Надо сказать, что сначала, встретившись с таким видом переноса, я пытался интерпретировать поведение пациентки как попытку контролировать меня всемогуществом и как проявление ее идентификации с садистической матерью (Супер-Эго) во взаимоотношениях с самой мисс N. (которую в том переносе представлял я). Но на этом этапе любая попытка интерпретировать лишь ухудшала ситуацию и не приносила никакой пользы (в отличие от подобной интерпретации, которая была ценной несколько месяцев назад). К моему удивлению, за те несколько недель, что я не делал ничего, кроме как выражал словами наши непосредственные взаимоотношения, мисс N. почувствовала себя лучше, увереннее в себе и у нее вновь появились позитивные чувства ко мне с сексуальной окраской. Тем не менее, когда я пытался установить связь между двумя разными типами отношений в терапии – теми, когда она ничего не принимает от меня и должна контролировать ход нашего взаимодействия, и теми, когда она относится ко мне позитивно, при этом боясь своих сексуальных чувств, – все эти попытки лишь заводили в тупик.

Еще несколько недель спустя я сказал в качестве интерпретации, что у нее со мною два альтернативных вида отношений: при первом я наделен чертами теплой, чуткой, понимающей и неконтролирующей матери, при втором я похож на отцовскую фигуру, опасную и сексуально соблазняющую. Мисс N. ответила, что когда я интерпретирую ее поведение, я кажусь строгим, мужественным и агрессивным; когда же я просто сижу и слушаю, я кажусь мягким, женственным, несколько подавленным и успокаивающим. Она добавила, что когда она начинает чувствовать мое понимание – понимание утешающего, женственного и грустного человека, – то потом она может слушать мои слова, хотя я опять “напрасно” становлюсь мужественным и контролирующим.

Я проинтерпретировал это двойное расщепление моего образа (на мужественный-женственный и на хороший-плохой) как попытку избежать конфликта между потребностью в хороших, теплых взаимоотношениях с матерью, понимающей и дающей любовь, но также налагающей запрет на сексуальные отношения с отцом, – и другой потребностью: быть восприимчивой и женственной по отношению к мужественному мужчине, заменяющему отца, который способен “проникнуть” в нее, вопреки ее как бы отвергающему поведению (но этот мужчина угрожает ее взаимоотношениям с матерью). Я также проинтерпретировал ее “плененность” в этой ситуации, сказав, что ситуация отражает ранние взаимоотношения с матерью, возможно, на втором или третьем году жизни, когда она ощущала, что мать способна ее слушать только в моменты депрессии и апатии, любой же активный интерес матери казался невыносимым проявлением контроля и попытки подчинить ее себе. Я сказал также, что в этом заключается одна из причин ее неспособности установить зависимые взаимоотношения с сексуально привлекательным мужчиной: в таком случае она лишается ощущения безопасности, исходящего от матери, которая с любовью ее понимает, поскольку мать не сможет перенести ее сексуальных чувств по отношению к отцу.

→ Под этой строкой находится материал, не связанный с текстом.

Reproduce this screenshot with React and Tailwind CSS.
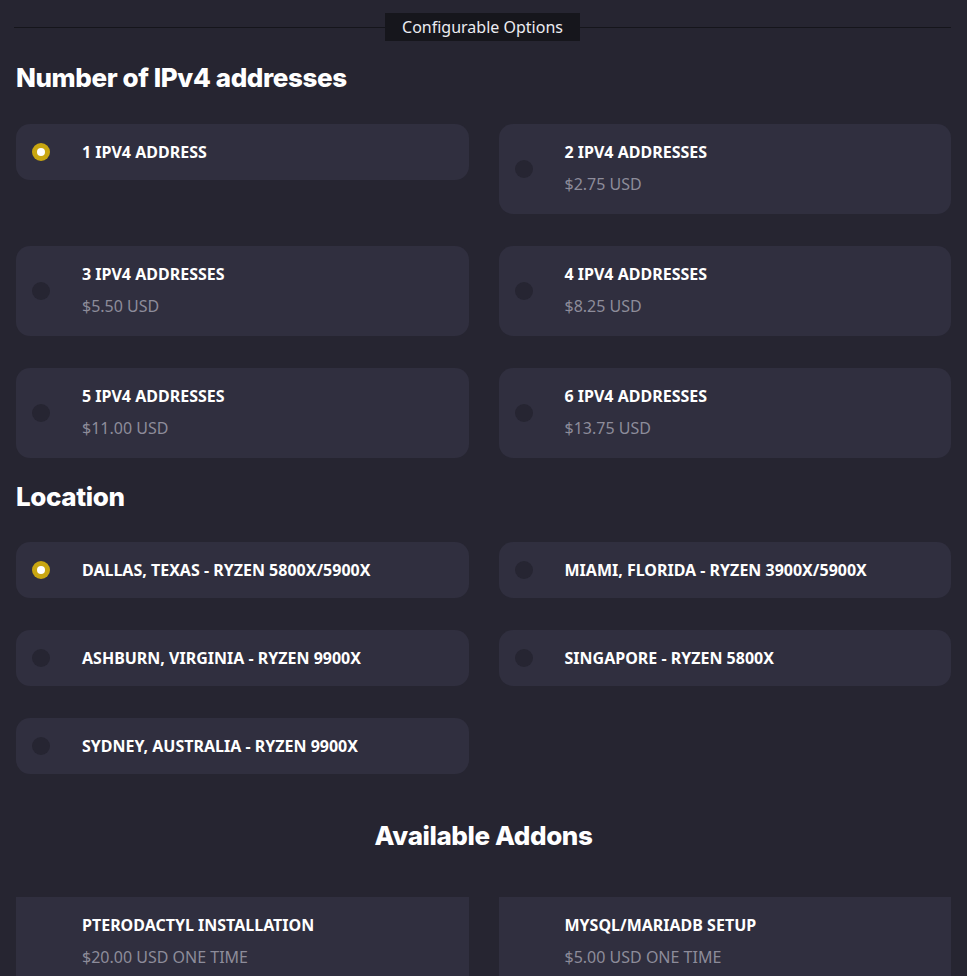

Через несколько месяцев я смог сказать мисс N., что отец кажется ей грубым, контролирующим и сексуально агрессивным человеком по той причине, что она смешивает в один образ маскулинность отца и властность матери. Но пациентка не могла интегрировать это понимание, и в терапии мы продолжали работать над эдиповыми конфликтами.

Это короткое описание показывает, как на поздних стадиях психоаналитической психотерапии с пограничной пациенткой (после нескольких лет проработки примитивных механизмов защиты и объектных отношений в переносе) на первое место постепенно выступают эдиповы конфликты и одновременно происходит переключение на межсистемный конфликт. Тем не менее тут был и регрессивный отход к самым ранним стадиям сепарации-индивидуации от матери, что требовало временного изменения моего подхода и моих интерпретаций. Во время регрессии в своей интерпретации я касался не столько типичных пограничных механизмов или частичных объектных отношений, сколько потребности пациентки отличить себя от меня и добиться от меня верного понимания и заботы. Так конфликт дифференциации временно выступил на первое место по сравнению с другими патологическими конфликтами привязанностей.